+++ EXERCISE INPUT
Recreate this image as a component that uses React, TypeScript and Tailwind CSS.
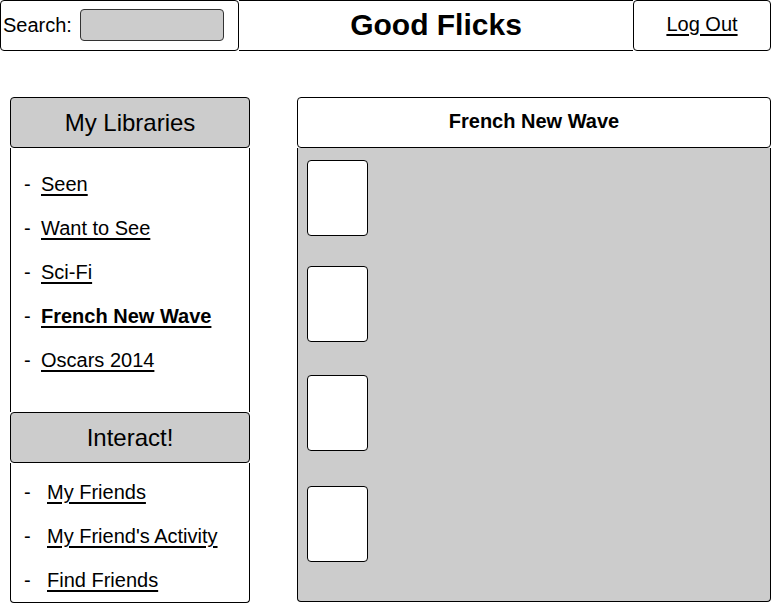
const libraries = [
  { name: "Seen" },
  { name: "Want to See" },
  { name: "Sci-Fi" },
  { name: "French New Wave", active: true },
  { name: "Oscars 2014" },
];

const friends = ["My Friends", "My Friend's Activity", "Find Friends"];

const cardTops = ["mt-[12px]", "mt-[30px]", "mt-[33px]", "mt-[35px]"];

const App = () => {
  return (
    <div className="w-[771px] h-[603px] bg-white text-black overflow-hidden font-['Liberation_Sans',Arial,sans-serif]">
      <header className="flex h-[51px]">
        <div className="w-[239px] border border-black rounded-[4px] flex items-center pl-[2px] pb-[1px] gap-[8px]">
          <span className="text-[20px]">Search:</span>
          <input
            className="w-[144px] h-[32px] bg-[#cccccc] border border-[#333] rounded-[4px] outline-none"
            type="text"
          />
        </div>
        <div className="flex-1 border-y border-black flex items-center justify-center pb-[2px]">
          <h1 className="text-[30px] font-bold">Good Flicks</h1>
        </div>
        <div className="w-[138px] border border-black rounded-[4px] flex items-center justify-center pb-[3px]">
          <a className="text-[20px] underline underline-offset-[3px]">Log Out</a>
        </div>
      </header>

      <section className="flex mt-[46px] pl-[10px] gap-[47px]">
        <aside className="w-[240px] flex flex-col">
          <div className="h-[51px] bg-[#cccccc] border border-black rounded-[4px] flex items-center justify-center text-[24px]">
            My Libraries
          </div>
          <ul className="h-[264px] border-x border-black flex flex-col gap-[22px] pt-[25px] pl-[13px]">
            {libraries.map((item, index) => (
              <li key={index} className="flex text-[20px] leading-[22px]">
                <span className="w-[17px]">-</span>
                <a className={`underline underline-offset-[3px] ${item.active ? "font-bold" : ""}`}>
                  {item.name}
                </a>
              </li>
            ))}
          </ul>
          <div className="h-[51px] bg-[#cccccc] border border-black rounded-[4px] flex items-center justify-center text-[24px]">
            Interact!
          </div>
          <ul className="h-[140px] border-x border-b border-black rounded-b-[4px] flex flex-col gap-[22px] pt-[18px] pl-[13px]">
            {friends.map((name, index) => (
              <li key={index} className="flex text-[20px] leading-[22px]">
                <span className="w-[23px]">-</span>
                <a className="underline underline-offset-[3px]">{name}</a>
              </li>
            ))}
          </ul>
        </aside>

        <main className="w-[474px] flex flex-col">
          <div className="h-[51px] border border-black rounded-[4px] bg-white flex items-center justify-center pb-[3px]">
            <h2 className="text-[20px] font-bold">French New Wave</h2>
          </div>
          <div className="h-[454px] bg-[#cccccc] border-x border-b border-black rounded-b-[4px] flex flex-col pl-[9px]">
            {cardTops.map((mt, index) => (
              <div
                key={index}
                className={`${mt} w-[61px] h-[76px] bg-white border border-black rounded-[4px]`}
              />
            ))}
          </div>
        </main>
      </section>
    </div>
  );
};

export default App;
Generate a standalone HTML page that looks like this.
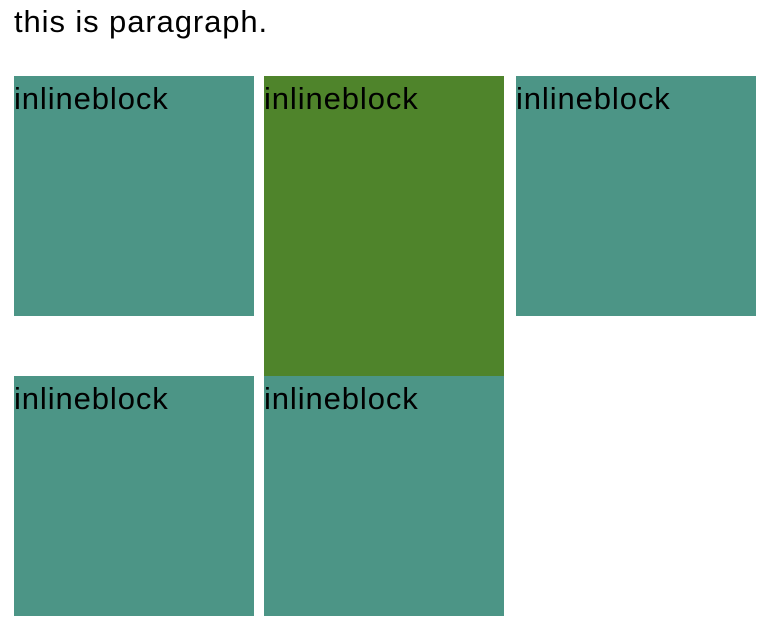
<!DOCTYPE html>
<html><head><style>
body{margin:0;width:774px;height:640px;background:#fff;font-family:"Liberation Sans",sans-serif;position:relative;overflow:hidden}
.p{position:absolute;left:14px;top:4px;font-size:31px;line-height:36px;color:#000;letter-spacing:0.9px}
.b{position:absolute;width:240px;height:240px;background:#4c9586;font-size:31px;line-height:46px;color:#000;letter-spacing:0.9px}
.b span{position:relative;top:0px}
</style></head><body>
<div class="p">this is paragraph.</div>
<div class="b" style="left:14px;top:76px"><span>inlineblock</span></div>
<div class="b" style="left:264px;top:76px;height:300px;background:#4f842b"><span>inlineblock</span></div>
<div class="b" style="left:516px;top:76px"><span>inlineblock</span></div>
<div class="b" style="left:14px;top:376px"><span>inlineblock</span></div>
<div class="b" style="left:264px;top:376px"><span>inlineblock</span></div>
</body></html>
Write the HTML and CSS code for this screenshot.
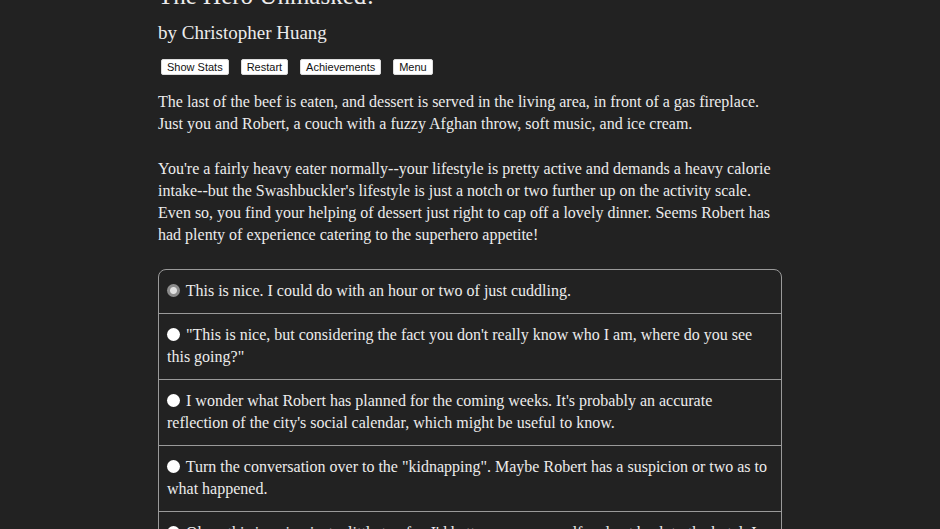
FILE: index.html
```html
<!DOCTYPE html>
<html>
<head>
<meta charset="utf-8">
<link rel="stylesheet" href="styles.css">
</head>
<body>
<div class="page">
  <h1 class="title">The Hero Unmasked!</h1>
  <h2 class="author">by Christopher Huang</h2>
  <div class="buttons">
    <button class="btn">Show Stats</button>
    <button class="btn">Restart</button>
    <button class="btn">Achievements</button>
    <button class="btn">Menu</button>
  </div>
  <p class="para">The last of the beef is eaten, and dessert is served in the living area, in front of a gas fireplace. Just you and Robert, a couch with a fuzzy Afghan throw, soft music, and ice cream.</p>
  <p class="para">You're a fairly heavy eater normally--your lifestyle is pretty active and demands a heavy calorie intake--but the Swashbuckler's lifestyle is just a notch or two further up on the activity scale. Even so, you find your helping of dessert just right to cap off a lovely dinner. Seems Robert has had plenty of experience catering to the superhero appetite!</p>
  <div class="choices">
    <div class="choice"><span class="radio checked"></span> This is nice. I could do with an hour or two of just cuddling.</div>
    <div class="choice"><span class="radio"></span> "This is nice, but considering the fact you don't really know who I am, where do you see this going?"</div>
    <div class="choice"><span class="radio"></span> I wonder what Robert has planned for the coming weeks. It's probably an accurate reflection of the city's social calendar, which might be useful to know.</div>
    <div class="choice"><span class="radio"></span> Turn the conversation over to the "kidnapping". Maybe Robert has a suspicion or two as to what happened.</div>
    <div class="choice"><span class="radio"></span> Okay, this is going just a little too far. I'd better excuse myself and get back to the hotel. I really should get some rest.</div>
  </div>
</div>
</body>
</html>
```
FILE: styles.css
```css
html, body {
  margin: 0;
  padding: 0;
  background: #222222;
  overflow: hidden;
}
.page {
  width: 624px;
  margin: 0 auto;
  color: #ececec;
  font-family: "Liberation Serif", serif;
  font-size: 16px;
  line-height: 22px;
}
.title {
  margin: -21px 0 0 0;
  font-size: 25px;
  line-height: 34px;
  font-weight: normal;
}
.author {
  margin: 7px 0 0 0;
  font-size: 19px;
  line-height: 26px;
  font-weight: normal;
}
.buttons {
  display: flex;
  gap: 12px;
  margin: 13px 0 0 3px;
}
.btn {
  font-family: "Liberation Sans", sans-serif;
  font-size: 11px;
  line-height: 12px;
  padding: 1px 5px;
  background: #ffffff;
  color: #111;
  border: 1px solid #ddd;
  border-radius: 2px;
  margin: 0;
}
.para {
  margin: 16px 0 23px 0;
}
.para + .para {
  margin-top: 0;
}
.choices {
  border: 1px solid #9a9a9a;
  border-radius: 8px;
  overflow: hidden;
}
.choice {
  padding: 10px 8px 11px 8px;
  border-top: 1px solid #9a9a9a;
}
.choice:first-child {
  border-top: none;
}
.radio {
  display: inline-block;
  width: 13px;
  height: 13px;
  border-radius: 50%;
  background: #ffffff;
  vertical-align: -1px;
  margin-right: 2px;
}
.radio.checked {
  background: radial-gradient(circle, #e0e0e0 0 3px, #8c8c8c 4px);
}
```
++++++
+++ EXERCISE INPUT
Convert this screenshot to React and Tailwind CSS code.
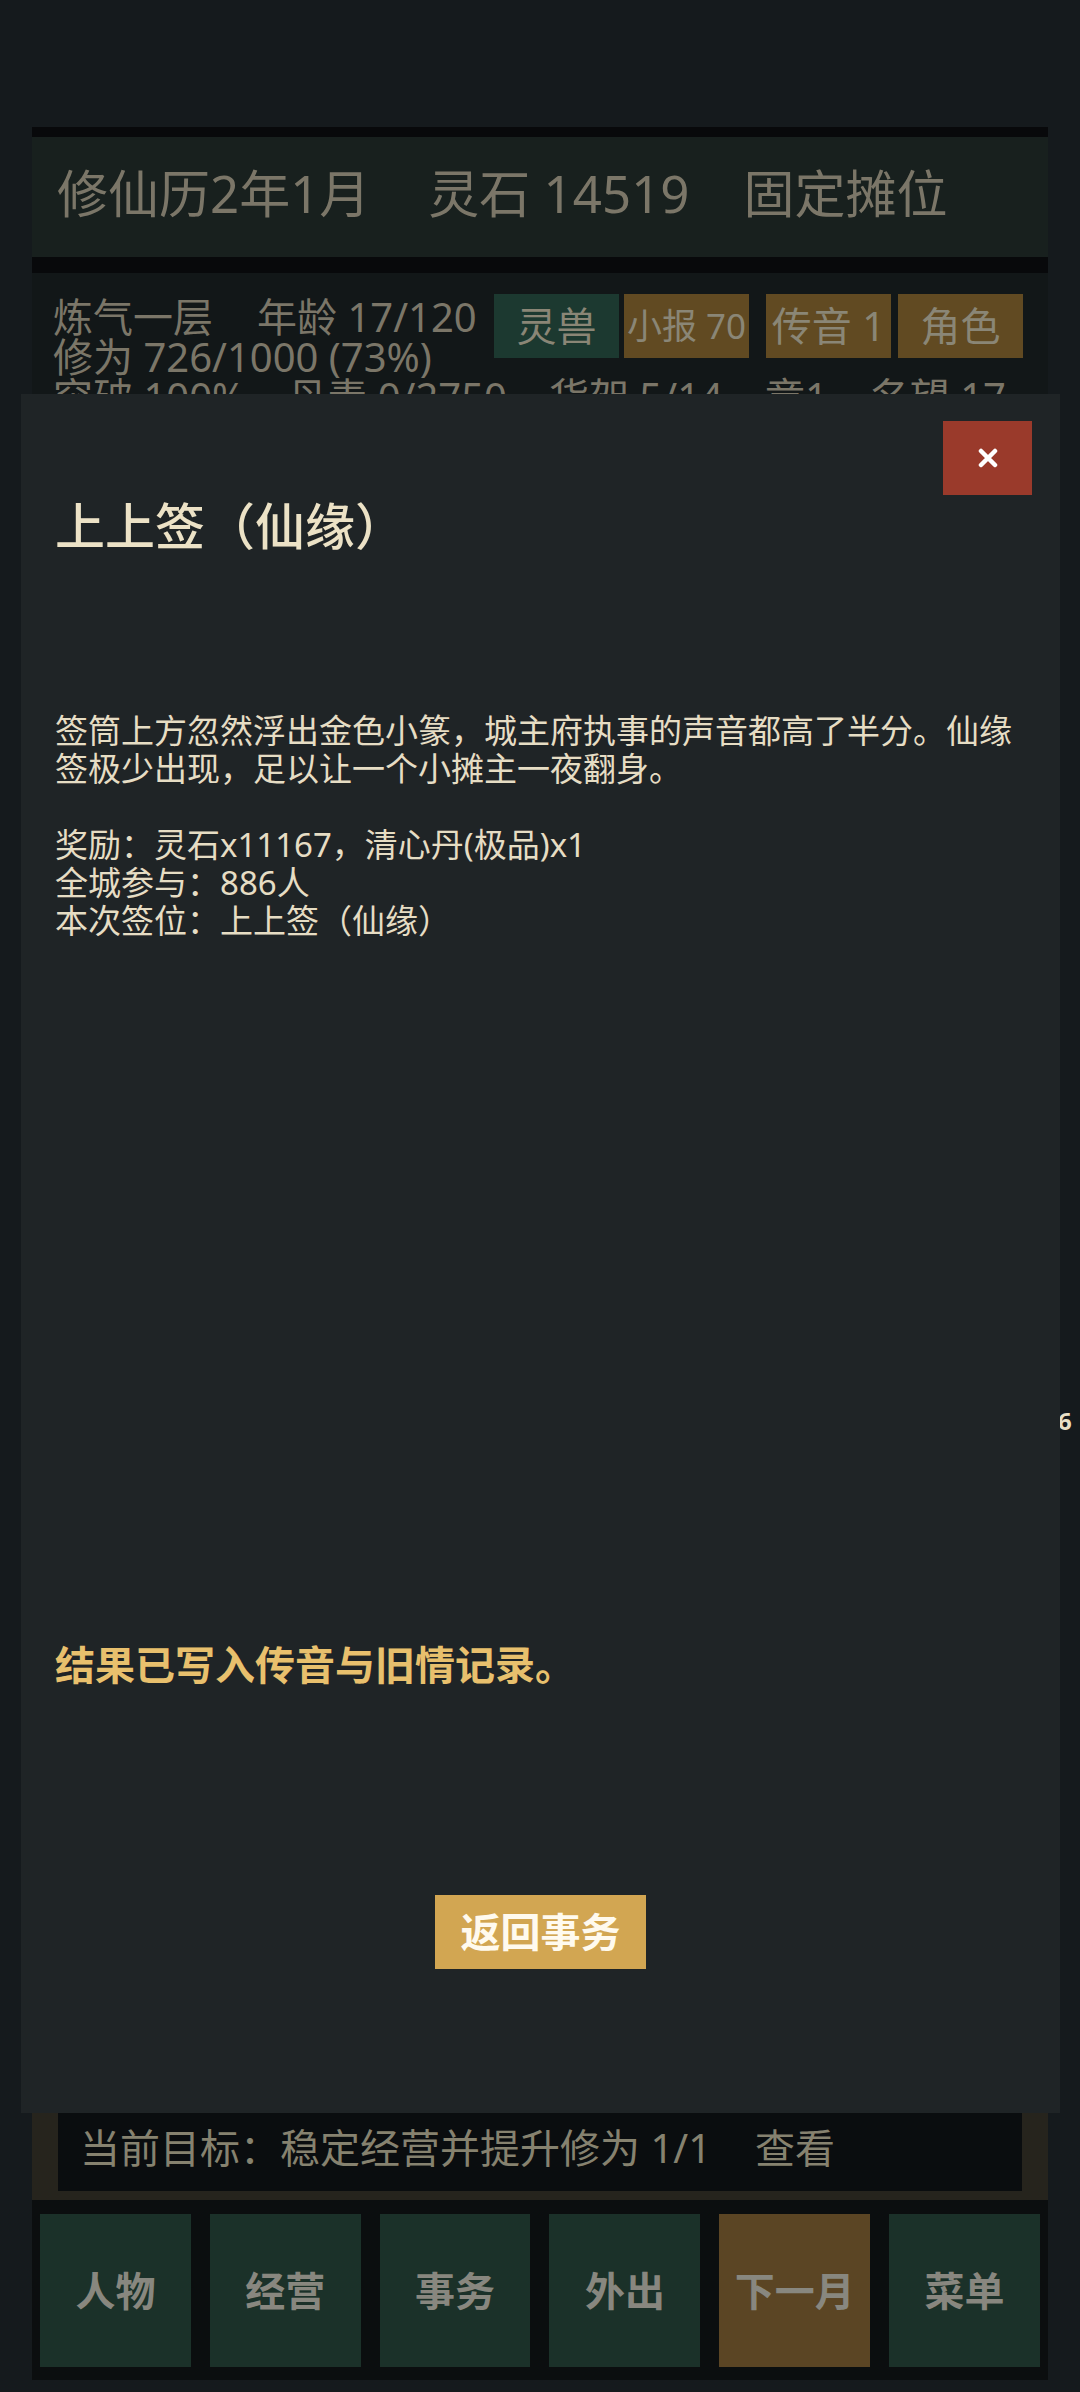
++++++
Using the listing above, repeat word for word each line from the one with "Generate a standalone" down to the one with "</body></html>", both included. Omit all pictures.

Generate a standalone HTML page that looks like this.
<!DOCTYPE html>
<html><head><style>
body{margin:0;width:774px;height:640px;background:#fff;font-family:"Liberation Sans",sans-serif;position:relative;overflow:hidden}
.p{position:absolute;left:14px;top:4px;font-size:31px;line-height:36px;color:#000;letter-spacing:0.9px}
.b{position:absolute;width:240px;height:240px;background:#4c9586;font-size:31px;line-height:46px;color:#000;letter-spacing:0.9px}
.b span{position:relative;top:0px}
</style></head><body>
<div class="p">this is paragraph.</div>
<div class="b" style="left:14px;top:76px"><span>inlineblock</span></div>
<div class="b" style="left:264px;top:76px;height:300px;background:#4f842b"><span>inlineblock</span></div>
<div class="b" style="left:516px;top:76px"><span>inlineblock</span></div>
<div class="b" style="left:14px;top:376px"><span>inlineblock</span></div>
<div class="b" style="left:264px;top:376px"><span>inlineblock</span></div>
</body></html>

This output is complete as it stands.